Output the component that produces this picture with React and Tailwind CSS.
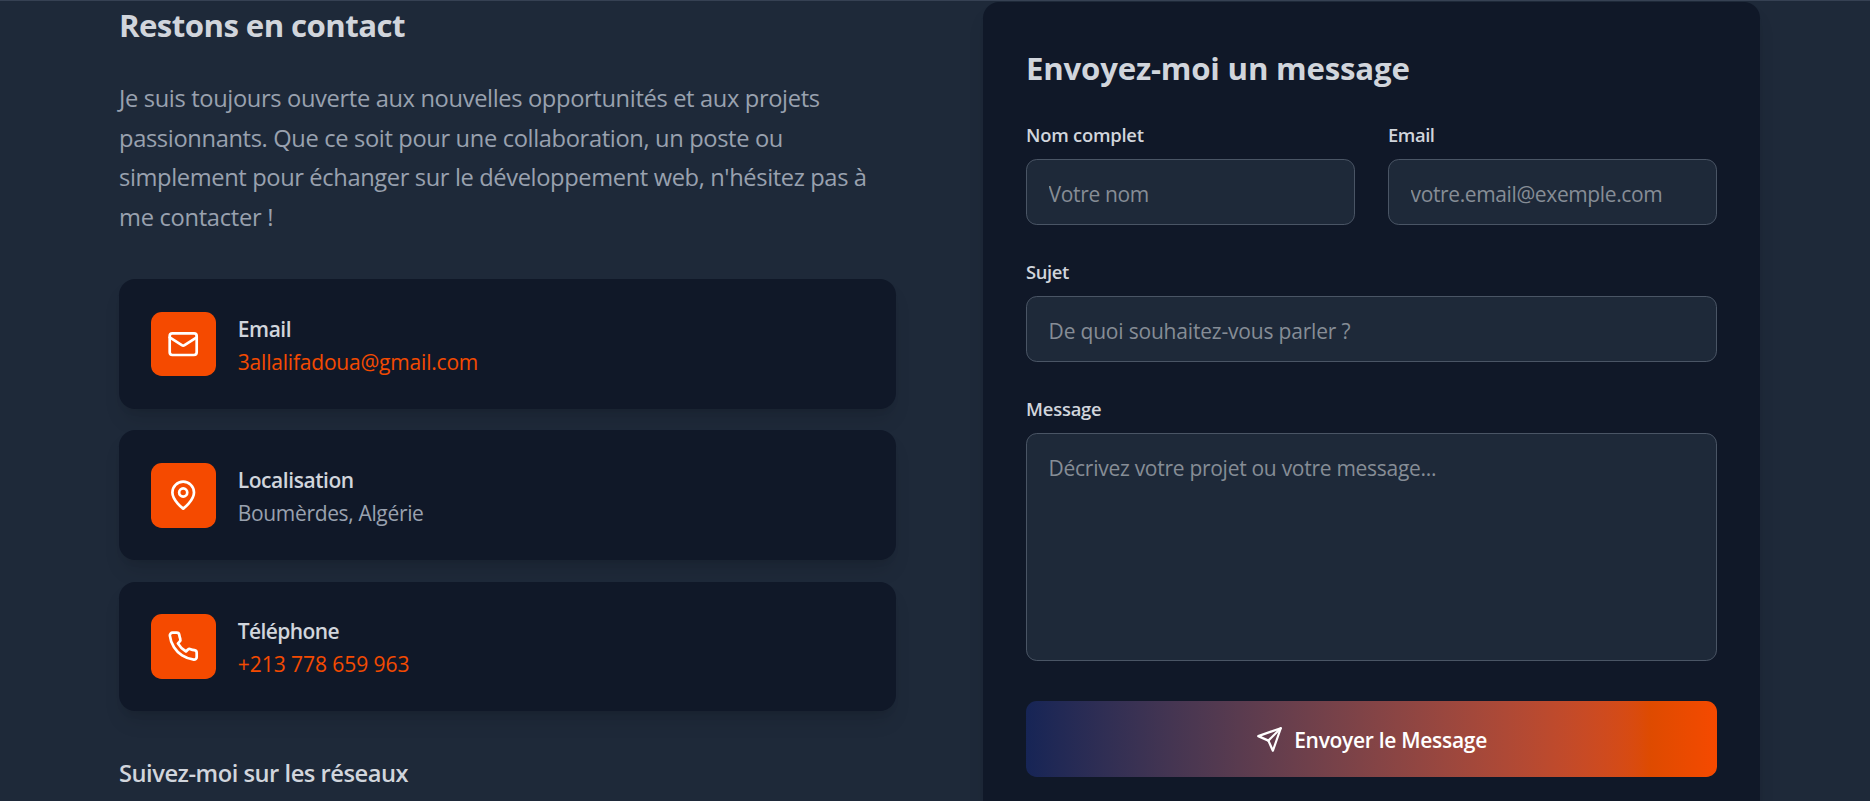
function Icon({ className, strokeWidth = 2, children }) {
  return (
    <svg
      viewBox="0 0 24 24"
      fill="none"
      stroke="currentColor"
      strokeWidth={strokeWidth}
      strokeLinecap="round"
      strokeLinejoin="round"
      className={className}
      aria-hidden="true"
    >
      {children}
    </svg>
  );
}

function MailIcon({ className }) {
  return (
    <Icon className={className}>
      <rect width="20" height="16" x="2" y="4" rx="2" />
      <path d="m22 7-8.97 5.7a1.94 1.94 0 0 1-2.06 0L2 7" />
    </Icon>
  );
}

function PinIcon({ className }) {
  return (
    <Icon className={className}>
      <path d="M20 10c0 6-8 12-8 12s-8-6-8-12a8 8 0 0 1 16 0Z" />
      <circle cx="12" cy="10" r="3" />
    </Icon>
  );
}

function PhoneIcon({ className }) {
  return (
    <Icon className={className}>
      <path d="M22 16.92v3a2 2 0 0 1-2.18 2 19.79 19.79 0 0 1-8.63-3.07 19.5 19.5 0 0 1-6-6 19.79 19.79 0 0 1-3.07-8.67A2 2 0 0 1 4.11 2h3a2 2 0 0 1 2 1.72 12.84 12.84 0 0 0 .7 2.81 2 2 0 0 1-.45 2.11L8.09 9.91a16 16 0 0 0 6 6l1.27-1.27a2 2 0 0 1 2.11-.45 12.84 12.84 0 0 0 2.81.7A2 2 0 0 1 22 16.92z" />
    </Icon>
  );
}

function SendIcon({ className }) {
  return (
    <Icon className={className}>
      <path d="m22 2-7 20-4-9-9-4Z" />
      <path d="M22 2 11 13" />
    </Icon>
  );
}

function ContactCard({ icon: IconComponent, title, titleClass, value, valueClass }) {
  return (
    <div className="flex h-[129.6px] items-start gap-[21.6px] rounded-[16.2px] bg-gray-900 p-[32.4px] shadow-[0_13.5px_20px_-4px_rgb(0_0_0/0.1),0_5.4px_8px_-5.4px_rgb(0_0_0/0.1)]">
      <div className="flex size-[64.8px] shrink-0 items-center justify-center rounded-[10.8px] bg-orange-600 pr-[1.5px] text-white">
        <IconComponent className="size-[32.4px]" />
      </div>
      <div className="pt-[1.2px] text-[21px] leading-[32.8px]">
        <h4 className={`font-semibold text-gray-300 ${titleClass}`}>{title}</h4>
        <p className={valueClass}>{value}</p>
      </div>
    </div>
  );
}

function Field({ label, labelClass, children }) {
  return (
    <label className="flex flex-col gap-[9px]">
      <span className={`text-[18.4px] leading-[30px] font-semibold text-gray-300 ${labelClass}`}>
        {label}
      </span>
      {children}
    </label>
  );
}

const control =
  "w-full rounded-[10.8px] border border-gray-600 bg-gray-800 px-[21.6px] text-[21px] text-gray-300 outline-none placeholder:text-[#868d96]";

export default function App() {
  return (
    <div className="h-[801px] overflow-hidden border-t border-gray-700 bg-gray-800 pt-px font-['Open_Sans','Noto_Sans',sans-serif]">
      <main className="ml-[119px] grid w-[1641px] grid-cols-[777px_777px] justify-between">
        <section>
          <h3 className="h-[43.2px] pt-[2px] text-[31.2px] leading-[43.2px] font-bold tracking-[-0.58px] text-gray-300">
            Restons en contact
          </h3>
          <p className="mt-[34.2px] mb-[41.8px] text-[23.7px] leading-[39.5px] whitespace-nowrap text-gray-400">
            <span className="tracking-[-0.36px]">
              Je suis toujours ouverte aux nouvelles opportunités et aux projets
            </span>
            <br />
            <span className="tracking-[-0.36px]">
              passionnants. Que ce soit pour une collaboration, un poste ou
            </span>
            <br />
            <span className="tracking-[-0.38px]">
              simplement pour échanger sur le développement web, n'hésitez pas à
            </span>
            <br />
            <span className="tracking-[-0.3px]">me contacter !</span>
          </p>
          <div className="flex flex-col gap-[21.6px]">
            <ContactCard
              icon={MailIcon}
              title="Email"
              titleClass="tracking-[-0.45px]"
              value="3allalifadoua@gmail.com"
              valueClass="tracking-[-0.2px] text-orange-600"
            />
            <ContactCard
              icon={PinIcon}
              title="Localisation"
              titleClass="tracking-[-0.45px]"
              value="Boumèrdes, Algérie"
              valueClass="tracking-[-0.34px] text-gray-400"
            />
            <ContactCard
              icon={PhoneIcon}
              title="Téléphone"
              titleClass="tracking-[-0.6px]"
              value="+213 778 659 963"
              valueClass="tracking-[-0.05px] text-orange-600"
            />
          </div>
          <h4 className="mt-[44px] text-[23.7px] leading-[37.8px] font-semibold tracking-[-0.48px] text-gray-300">
            Suivez-moi sur les réseaux
          </h4>
        </section>

        <section className="h-[860px] rounded-[16.2px] bg-gray-900 px-[43px] pt-[43px] shadow-[0_13.5px_20px_-4px_rgb(0_0_0/0.1),0_5.4px_8px_-5.4px_rgb(0_0_0/0.1)]">
          <h3 className="h-[43px] pt-[2px] text-[31.2px] leading-[43.2px] font-bold tracking-[-0.2px] text-gray-300">
            Envoyez-moi un message
          </h3>
          <form className="mt-8 flex flex-col gap-8" onSubmit={(e) => e.preventDefault()}>
            <div className="grid grid-cols-2 gap-[33px]">
              <Field label="Nom complet" labelClass="tracking-[-0.23px]">
                <input
                  type="text"
                  placeholder="Votre nom"
                  className={`${control} h-[66px] pt-[3px] tracking-[-0.35px]`}
                />
              </Field>
              <Field label="Email" labelClass="tracking-[-0.45px]">
                <input
                  type="email"
                  placeholder="votre.email@exemple.com"
                  className={`${control} h-[66px] pt-[3px] tracking-[-0.38px]`}
                />
              </Field>
            </div>
            <Field label="Sujet" labelClass="tracking-[-0.4px]">
              <input
                type="text"
                placeholder="De quoi souhaitez-vous parler ?"
                className={`${control} h-[66px] pt-[3px] tracking-[-0.19px]`}
              />
            </Field>
            <Field label="Message" labelClass="tracking-[-0.2px]">
              <textarea
                placeholder="Décrivez votre projet ou votre message..."
                className={`${control} block h-[228px] resize-none pt-[18px] leading-[32.4px] tracking-[-0.28px]`}
              />
            </Field>
            <button
              type="submit"
              className="mt-2 flex h-[76px] items-center justify-center gap-[11.2px] rounded-[10.8px] bg-linear-to-r from-blue-950 to-orange-600 text-[21px] leading-[32.4px] font-semibold text-white"
            >
              <SendIcon className="size-[27px]" />
              <span className="pt-[3px] tracking-[-0.3px]">Envoyer le Message</span>
            </button>
          </form>
        </section>
      </main>
    </div>
  );
}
= = =
== DO THIS ==
The material above must be printed exactly, with its pictures left out.

== SOLUTION TO THE PROBLEM ==
Output the component that produces this picture with React and Tailwind CSS.
function Icon({ className, strokeWidth = 2, children }) {
  return (
    <svg
      viewBox="0 0 24 24"
      fill="none"
      stroke="currentColor"
      strokeWidth={strokeWidth}
      strokeLinecap="round"
      strokeLinejoin="round"
      className={className}
      aria-hidden="true"
    >
      {children}
    </svg>
  );
}

function MailIcon({ className }) {
  return (
    <Icon className={className}>
      <rect width="20" height="16" x="2" y="4" rx="2" />
      <path d="m22 7-8.97 5.7a1.94 1.94 0 0 1-2.06 0L2 7" />
    </Icon>
  );
}

function PinIcon({ className }) {
  return (
    <Icon className={className}>
      <path d="M20 10c0 6-8 12-8 12s-8-6-8-12a8 8 0 0 1 16 0Z" />
      <circle cx="12" cy="10" r="3" />
    </Icon>
  );
}

function PhoneIcon({ className }) {
  return (
    <Icon className={className}>
      <path d="M22 16.92v3a2 2 0 0 1-2.18 2 19.79 19.79 0 0 1-8.63-3.07 19.5 19.5 0 0 1-6-6 19.79 19.79 0 0 1-3.07-8.67A2 2 0 0 1 4.11 2h3a2 2 0 0 1 2 1.72 12.84 12.84 0 0 0 .7 2.81 2 2 0 0 1-.45 2.11L8.09 9.91a16 16 0 0 0 6 6l1.27-1.27a2 2 0 0 1 2.11-.45 12.84 12.84 0 0 0 2.81.7A2 2 0 0 1 22 16.92z" />
    </Icon>
  );
}

function SendIcon({ className }) {
  return (
    <Icon className={className}>
      <path d="m22 2-7 20-4-9-9-4Z" />
      <path d="M22 2 11 13" />
    </Icon>
  );
}

function ContactCard({ icon: IconComponent, title, titleClass, value, valueClass }) {
  return (
    <div className="flex h-[129.6px] items-start gap-[21.6px] rounded-[16.2px] bg-gray-900 p-[32.4px] shadow-[0_13.5px_20px_-4px_rgb(0_0_0/0.1),0_5.4px_8px_-5.4px_rgb(0_0_0/0.1)]">
      <div className="flex size-[64.8px] shrink-0 items-center justify-center rounded-[10.8px] bg-orange-600 pr-[1.5px] text-white">
        <IconComponent className="size-[32.4px]" />
      </div>
      <div className="pt-[1.2px] text-[21px] leading-[32.8px]">
        <h4 className={`font-semibold text-gray-300 ${titleClass}`}>{title}</h4>
        <p className={valueClass}>{value}</p>
      </div>
    </div>
  );
}

function Field({ label, labelClass, children }) {
  return (
    <label className="flex flex-col gap-[9px]">
      <span className={`text-[18.4px] leading-[30px] font-semibold text-gray-300 ${labelClass}`}>
        {label}
      </span>
      {children}
    </label>
  );
}

const control =
  "w-full rounded-[10.8px] border border-gray-600 bg-gray-800 px-[21.6px] text-[21px] text-gray-300 outline-none placeholder:text-[#868d96]";

export default function App() {
  return (
    <div className="h-[801px] overflow-hidden border-t border-gray-700 bg-gray-800 pt-px font-['Open_Sans','Noto_Sans',sans-serif]">
      <main className="ml-[119px] grid w-[1641px] grid-cols-[777px_777px] justify-between">
        <section>
          <h3 className="h-[43.2px] pt-[2px] text-[31.2px] leading-[43.2px] font-bold tracking-[-0.58px] text-gray-300">
            Restons en contact
          </h3>
          <p className="mt-[34.2px] mb-[41.8px] text-[23.7px] leading-[39.5px] whitespace-nowrap text-gray-400">
            <span className="tracking-[-0.36px]">
              Je suis toujours ouverte aux nouvelles opportunités et aux projets
            </span>
            <br />
            <span className="tracking-[-0.36px]">
              passionnants. Que ce soit pour une collaboration, un poste ou
            </span>
            <br />
            <span className="tracking-[-0.38px]">
              simplement pour échanger sur le développement web, n'hésitez pas à
            </span>
            <br />
            <span className="tracking-[-0.3px]">me contacter !</span>
          </p>
          <div className="flex flex-col gap-[21.6px]">
            <ContactCard
              icon={MailIcon}
              title="Email"
              titleClass="tracking-[-0.45px]"
              value="3allalifadoua@gmail.com"
              valueClass="tracking-[-0.2px] text-orange-600"
            />
            <ContactCard
              icon={PinIcon}
              title="Localisation"
              titleClass="tracking-[-0.45px]"
              value="Boumèrdes, Algérie"
              valueClass="tracking-[-0.34px] text-gray-400"
            />
            <ContactCard
              icon={PhoneIcon}
              title="Téléphone"
              titleClass="tracking-[-0.6px]"
              value="+213 778 659 963"
              valueClass="tracking-[-0.05px] text-orange-600"
            />
          </div>
          <h4 className="mt-[44px] text-[23.7px] leading-[37.8px] font-semibold tracking-[-0.48px] text-gray-300">
            Suivez-moi sur les réseaux
          </h4>
        </section>

        <section className="h-[860px] rounded-[16.2px] bg-gray-900 px-[43px] pt-[43px] shadow-[0_13.5px_20px_-4px_rgb(0_0_0/0.1),0_5.4px_8px_-5.4px_rgb(0_0_0/0.1)]">
          <h3 className="h-[43px] pt-[2px] text-[31.2px] leading-[43.2px] font-bold tracking-[-0.2px] text-gray-300">
            Envoyez-moi un message
          </h3>
          <form className="mt-8 flex flex-col gap-8" onSubmit={(e) => e.preventDefault()}>
            <div className="grid grid-cols-2 gap-[33px]">
              <Field label="Nom complet" labelClass="tracking-[-0.23px]">
                <input
                  type="text"
                  placeholder="Votre nom"
                  className={`${control} h-[66px] pt-[3px] tracking-[-0.35px]`}
                />
              </Field>
              <Field label="Email" labelClass="tracking-[-0.45px]">
                <input
                  type="email"
                  placeholder="votre.email@exemple.com"
                  className={`${control} h-[66px] pt-[3px] tracking-[-0.38px]`}
                />
              </Field>
            </div>
            <Field label="Sujet" labelClass="tracking-[-0.4px]">
              <input
                type="text"
                placeholder="De quoi souhaitez-vous parler ?"
                className={`${control} h-[66px] pt-[3px] tracking-[-0.19px]`}
              />
            </Field>
            <Field label="Message" labelClass="tracking-[-0.2px]">
              <textarea
                placeholder="Décrivez votre projet ou votre message..."
                className={`${control} block h-[228px] resize-none pt-[18px] leading-[32.4px] tracking-[-0.28px]`}
              />
            </Field>
            <button
              type="submit"
              className="mt-2 flex h-[76px] items-center justify-center gap-[11.2px] rounded-[10.8px] bg-linear-to-r from-blue-950 to-orange-600 text-[21px] leading-[32.4px] font-semibold text-white"
            >
              <SendIcon className="size-[27px]" />
              <span className="pt-[3px] tracking-[-0.3px]">Envoyer le Message</span>
            </button>
          </form>
        </section>
      </main>
    </div>
  );
}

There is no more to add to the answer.